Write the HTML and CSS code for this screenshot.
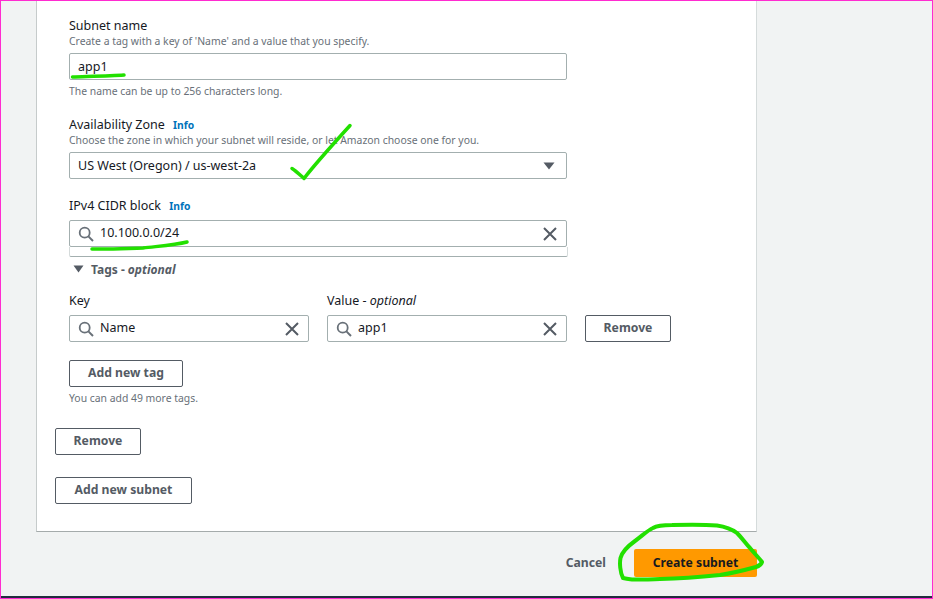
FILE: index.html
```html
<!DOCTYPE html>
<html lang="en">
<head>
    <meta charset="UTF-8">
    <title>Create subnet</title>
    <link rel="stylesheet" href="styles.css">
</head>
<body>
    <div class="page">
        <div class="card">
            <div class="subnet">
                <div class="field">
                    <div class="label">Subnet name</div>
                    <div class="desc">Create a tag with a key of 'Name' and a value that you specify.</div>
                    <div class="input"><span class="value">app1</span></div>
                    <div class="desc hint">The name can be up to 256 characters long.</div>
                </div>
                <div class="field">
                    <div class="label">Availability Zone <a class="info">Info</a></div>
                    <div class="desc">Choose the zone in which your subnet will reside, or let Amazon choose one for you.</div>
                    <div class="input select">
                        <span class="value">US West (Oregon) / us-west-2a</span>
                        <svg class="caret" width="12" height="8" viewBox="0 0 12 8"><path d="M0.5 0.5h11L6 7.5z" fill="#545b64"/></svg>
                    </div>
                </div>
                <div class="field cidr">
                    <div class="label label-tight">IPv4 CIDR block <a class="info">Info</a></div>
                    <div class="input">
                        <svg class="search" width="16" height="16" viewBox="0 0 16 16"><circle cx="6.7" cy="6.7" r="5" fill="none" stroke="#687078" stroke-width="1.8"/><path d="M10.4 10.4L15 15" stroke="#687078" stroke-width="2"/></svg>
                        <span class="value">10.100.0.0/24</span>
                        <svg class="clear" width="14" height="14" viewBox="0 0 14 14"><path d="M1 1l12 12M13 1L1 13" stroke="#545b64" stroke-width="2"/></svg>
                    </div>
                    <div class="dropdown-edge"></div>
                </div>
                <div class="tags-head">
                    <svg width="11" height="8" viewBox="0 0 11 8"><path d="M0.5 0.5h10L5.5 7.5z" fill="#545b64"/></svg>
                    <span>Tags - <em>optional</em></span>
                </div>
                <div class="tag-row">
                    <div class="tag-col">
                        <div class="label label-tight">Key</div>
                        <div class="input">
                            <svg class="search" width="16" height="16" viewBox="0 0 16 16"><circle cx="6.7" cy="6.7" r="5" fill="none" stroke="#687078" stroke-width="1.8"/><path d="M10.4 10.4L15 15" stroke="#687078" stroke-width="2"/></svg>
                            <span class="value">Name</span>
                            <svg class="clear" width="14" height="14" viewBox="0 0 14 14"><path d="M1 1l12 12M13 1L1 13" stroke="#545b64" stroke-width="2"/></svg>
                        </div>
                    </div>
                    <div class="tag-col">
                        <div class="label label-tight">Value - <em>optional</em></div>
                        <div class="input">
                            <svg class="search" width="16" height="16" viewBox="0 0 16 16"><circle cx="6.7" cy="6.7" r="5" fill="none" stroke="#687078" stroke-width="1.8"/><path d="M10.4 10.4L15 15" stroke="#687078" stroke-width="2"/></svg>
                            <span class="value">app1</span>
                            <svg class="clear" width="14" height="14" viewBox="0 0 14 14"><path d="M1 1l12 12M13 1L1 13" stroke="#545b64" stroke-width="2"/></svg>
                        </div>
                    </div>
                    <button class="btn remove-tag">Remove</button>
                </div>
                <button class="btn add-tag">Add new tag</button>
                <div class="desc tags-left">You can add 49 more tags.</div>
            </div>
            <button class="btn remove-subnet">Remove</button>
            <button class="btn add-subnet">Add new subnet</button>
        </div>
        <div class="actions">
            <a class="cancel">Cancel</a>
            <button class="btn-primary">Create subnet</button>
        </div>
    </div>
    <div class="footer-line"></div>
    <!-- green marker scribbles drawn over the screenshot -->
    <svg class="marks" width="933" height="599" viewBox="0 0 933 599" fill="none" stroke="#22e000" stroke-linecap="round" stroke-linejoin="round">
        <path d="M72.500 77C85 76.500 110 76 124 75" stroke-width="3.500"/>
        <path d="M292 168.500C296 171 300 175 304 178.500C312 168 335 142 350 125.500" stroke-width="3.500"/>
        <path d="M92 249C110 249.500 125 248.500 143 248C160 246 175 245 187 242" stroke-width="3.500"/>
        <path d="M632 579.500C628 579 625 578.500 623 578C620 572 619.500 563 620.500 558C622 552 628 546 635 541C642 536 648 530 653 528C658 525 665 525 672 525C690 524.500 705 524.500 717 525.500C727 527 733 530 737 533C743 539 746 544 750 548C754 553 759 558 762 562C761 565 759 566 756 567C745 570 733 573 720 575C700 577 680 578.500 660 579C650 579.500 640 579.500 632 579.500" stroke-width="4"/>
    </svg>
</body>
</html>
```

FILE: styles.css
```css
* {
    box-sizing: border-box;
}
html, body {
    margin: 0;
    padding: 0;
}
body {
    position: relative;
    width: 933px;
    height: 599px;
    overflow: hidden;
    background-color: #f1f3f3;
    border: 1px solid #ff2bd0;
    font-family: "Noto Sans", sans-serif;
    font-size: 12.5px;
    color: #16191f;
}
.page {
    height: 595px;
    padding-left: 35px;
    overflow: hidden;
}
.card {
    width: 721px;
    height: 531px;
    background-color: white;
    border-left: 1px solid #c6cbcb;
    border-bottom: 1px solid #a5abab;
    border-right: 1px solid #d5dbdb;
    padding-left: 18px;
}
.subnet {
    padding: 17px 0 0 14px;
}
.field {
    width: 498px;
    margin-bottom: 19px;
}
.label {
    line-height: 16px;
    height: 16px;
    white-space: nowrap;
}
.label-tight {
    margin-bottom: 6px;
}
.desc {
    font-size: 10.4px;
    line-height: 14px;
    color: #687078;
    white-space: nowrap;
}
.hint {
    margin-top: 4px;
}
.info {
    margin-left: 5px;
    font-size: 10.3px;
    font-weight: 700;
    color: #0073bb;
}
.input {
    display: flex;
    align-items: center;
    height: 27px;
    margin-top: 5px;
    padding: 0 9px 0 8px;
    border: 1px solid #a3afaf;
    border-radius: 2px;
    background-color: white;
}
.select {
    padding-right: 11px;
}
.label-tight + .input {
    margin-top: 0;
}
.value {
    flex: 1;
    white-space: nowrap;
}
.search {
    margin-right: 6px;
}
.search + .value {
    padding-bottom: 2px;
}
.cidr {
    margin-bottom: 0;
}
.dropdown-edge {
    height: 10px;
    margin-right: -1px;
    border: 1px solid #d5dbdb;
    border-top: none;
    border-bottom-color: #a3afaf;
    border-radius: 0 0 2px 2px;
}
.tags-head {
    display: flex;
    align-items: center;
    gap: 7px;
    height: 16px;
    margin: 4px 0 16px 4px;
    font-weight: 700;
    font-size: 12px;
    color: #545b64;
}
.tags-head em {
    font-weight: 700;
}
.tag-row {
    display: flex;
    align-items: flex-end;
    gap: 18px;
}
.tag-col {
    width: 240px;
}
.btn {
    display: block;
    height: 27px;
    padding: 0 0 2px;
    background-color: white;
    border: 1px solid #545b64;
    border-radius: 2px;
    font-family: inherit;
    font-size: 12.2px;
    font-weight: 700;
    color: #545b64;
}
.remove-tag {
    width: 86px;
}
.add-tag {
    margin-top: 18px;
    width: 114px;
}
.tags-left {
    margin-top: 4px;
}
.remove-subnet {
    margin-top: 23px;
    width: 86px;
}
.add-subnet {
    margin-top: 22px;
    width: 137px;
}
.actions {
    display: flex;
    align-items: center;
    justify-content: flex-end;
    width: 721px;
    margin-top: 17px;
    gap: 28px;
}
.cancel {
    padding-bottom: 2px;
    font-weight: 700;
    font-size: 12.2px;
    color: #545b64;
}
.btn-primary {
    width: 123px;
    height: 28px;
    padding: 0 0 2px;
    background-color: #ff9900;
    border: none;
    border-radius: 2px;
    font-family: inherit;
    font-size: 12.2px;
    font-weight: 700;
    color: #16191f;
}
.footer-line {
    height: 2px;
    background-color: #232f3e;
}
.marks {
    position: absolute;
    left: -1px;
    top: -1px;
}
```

+-------+

PROBLEM - Look back over the material above and state how many lines hold the word "screenshot". Write the number and nothing else.

RESPONSE TO THIS TASK - 2